On July 23, 2020, in an effort to increase transparency in commercial financings so borrowers may make more informed decisions, the New York State legislature passed a bill, S5470B, which currently awaits the Governor’s signature. The bill requires certain commercial financing providers to disclose to recipients critical information about the amount, pricing, and terms of specific commercial financings, upon making the offers. This information must be disclosed in uniform formatting, to be determined by the New York State Department of Financial Services (NYDFS), which is tasked with issuing regulations to implement the bill.
While many federal and state laws require creditors to disclose to borrowers the cost of borrowing money, these laws generally apply to loans originated for personal, family, or household purposes and do not extend to commercial loans. States are increasingly focused on commercial financing and have concentrated on requiring the disclosure of key financing terms in a standard format. Specifically, state regulators have expressed concern that small businesses that may struggle to access bank loans, especially during an economic downturn, are particularly vulnerable to opaque lending practices. New York is the second state to require disclosures of key terms in certain commercial financings, after California enacted a similar bill in September of 2018.
S5470B would add a new Article 8, Commercial Financing, to New York’s Financial Services Law. Although the bill is intended to benefit small businesses, the disclosure obligations are triggered not by the size of the recipient, but rather by the provider and the type and amount of financing.

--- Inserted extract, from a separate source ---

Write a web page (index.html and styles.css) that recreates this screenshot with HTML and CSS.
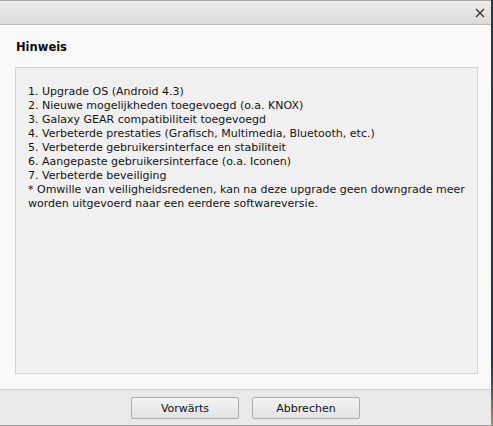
FILE: index.html
```html
<!DOCTYPE html>
<html>
<head>
<meta charset="utf-8">
<link rel="stylesheet" href="styles.css">
</head>
<body>
<div class="screen">
  <div class="window">
    <div class="titlebar">
      <button class="close" aria-label="Schließen">
        <svg width="10" height="10" viewBox="0 0 10 10"><path d="M1 1 L9 9 M9 1 L1 9" stroke="#3a3a3a" stroke-width="1.4" fill="none"/></svg>
      </button>
    </div>
    <div class="content">
      <h1 class="heading">Hinweis</h1>
      <div class="notes">
        <p>1. Upgrade OS (Android 4.3)</p>
        <p>2. Nieuwe mogelijkheden toegevoegd (o.a. KNOX)</p>
        <p>3. Galaxy GEAR compatibiliteit toegevoegd</p>
        <p>4. Verbeterde prestaties (Grafisch, Multimedia, Bluetooth, etc.)</p>
        <p>5. Verbeterde gebruikersinterface en stabiliteit</p>
        <p>6. Aangepaste gebruikersinterface (o.a. Iconen)</p>
        <p>7. Verbeterde beveiliging</p>
        <p>* Omwille van veiligheidsredenen, kan na deze upgrade geen downgrade meer worden uitgevoerd naar een eerdere softwareversie.</p>
      </div>
    </div>
    <div class="footer">
      <button class="btn">Vorwärts</button>
      <button class="btn">Abbrechen</button>
    </div>
  </div>
  <div class="edge"></div>
</div>
</body>
</html>
```

FILE: styles.css
```css
html, body {
  margin: 0;
  padding: 0;
}
body {
  font-family: "DejaVu Sans", Tahoma, sans-serif;
  font-size: 11px;
  color: #141414;
  background: #1b355f;
}
.screen {
  display: flex;
  width: 493px;
  height: 426px;
}
.window {
  width: 491px;
  height: 426px;
  display: flex;
  flex-direction: column;
  background: #f9f9f9;
}
.edge {
  width: 2px;
  height: 426px;
  background: linear-gradient(to bottom, #1a3a6a 0%, #173563 85%, #4d6a3a 92%, #c98a3c 100%);
}
.titlebar {
  height: 23px;
  border-top: 1px solid #a9a9a9;
  border-bottom: 1px solid #b9b9b9;
  background: linear-gradient(to bottom, #ededed, #dadada);
  display: flex;
  justify-content: flex-end;
  align-items: center;
  padding-right: 3px;
}
.close {
  width: 16px;
  height: 16px;
  padding: 0;
  border: none;
  background: transparent;
  display: flex;
  align-items: center;
  justify-content: center;
}
.content {
  flex: 1;
  display: flex;
  flex-direction: column;
  padding: 15px 13px 15px 15px;
}
.heading {
  margin: 0 0 13px 1px;
  font-size: 11.5px;
  font-weight: bold;
  line-height: 14px;
  color: #0a0a0a;
}
.notes {
  flex: 1;
  background: #f0f0f0;
  border: 1px solid #d3d3d3;
  padding: 17px 12px;
}
.notes p {
  margin: 0;
  line-height: 14px;
}
.footer {
  border-top: 1px solid #d4d4d4;
  border-bottom: 1px solid #9a9a9a;
  background: #e9e9ea;
  display: flex;
  justify-content: center;
  align-items: flex-start;
  gap: 13px;
  padding-top: 7px;
  box-sizing: border-box;
  height: 37px;
}
.btn {
  width: 108px;
  height: 22px;
  border: 1px solid #acacac;
  border-radius: 2px;
  background: linear-gradient(to bottom, #f3f3f3, #e3e3e3);
  font-family: "DejaVu Sans", Tahoma, sans-serif;
  font-size: 11px;
  color: #111;
  padding: 0;
}
```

In particular, the disclosure obligations apply to a “provider,” defined as a person or entity that extends a specific offer of commercial financing to a recipient. “Provider” is defined to include a person or entity who solicits and presents specific commercial financing offers on behalf of a third party. However, extending a specific offer or providing disclosures for commercial financing will not necessarily be construed under the bill to mean that a provider is originating commercial financing.
The bill excludes the following from the definition of providers:
The bill covers five categories of commercial financing: (1) sales-based financing; (2) closed-end commercial financing; (3) open-end commercial financing; (4) factoring transactions; and (5) other forms of financing that do not fit into any of the previous four categories, but that otherwise meet the bill’s definition of “commercial financing,” which is limited to financing that the recipient does not intend to use for personal, family, or household purposes.
Certain commercial financing offers are exempt from the bill’s requirements, including those secured by real property, certain leases, and individual commercial financing transactions above $500,000.
If the bill is enacted, providers will be required to provide recipients with certain disclosures at the time the offer is extended, and the recipient must sign the disclosures before proceeding with the application. The disclosure requirements vary based on the five categories of commercial financing listed above and may include the following:
Providers may make additional disclosures, but those must be segregated from the mandatory disclosures. If a provider is disclosing additional metrics of financing cost in the commercial financing application process, use of the terms “rate” and “interest” is restricted. Any extra metrics cannot be presented as a “rate,” unless describing the annual interest rate or APR. “Interest,” when used to describe a percentage rate, cannot be used unless describing APRs, such as the annual interest rate.
While the bill assigns civil penalties of up to $2,000 per violation or up to $10,000 for each willful violation, the NYDFS may order additional penalties, including but not limited to, injunctions on behalf of affected borrowers. The NYDFS is also authorized to issue related rules, including regarding enforcement, disclosure formatting that will allow recipients to easily compare their financing options, and the calculation of metrics required to be disclosed. The last category is of primary importance, as accurate disclosures will depend upon precise calculation guidance from the NYDFS.
If signed into law, the bill will be effective on the 180th day after the date of enactment. However, the bill does not address whether the effective date may be adjusted based on when the NYDFS finalizes its implementing regulations.
S5470B indicates a concern among regulators regarding transparency in lending and may even signal a trend of extending consumer-style transparency (e.g., TILA-like disclosures) to commercial lending.
 A recipient is defined in the bill as a person or entity “who applies for commercial financing and is made a specific offer of commercial financing by a provider.” See Section 801(i).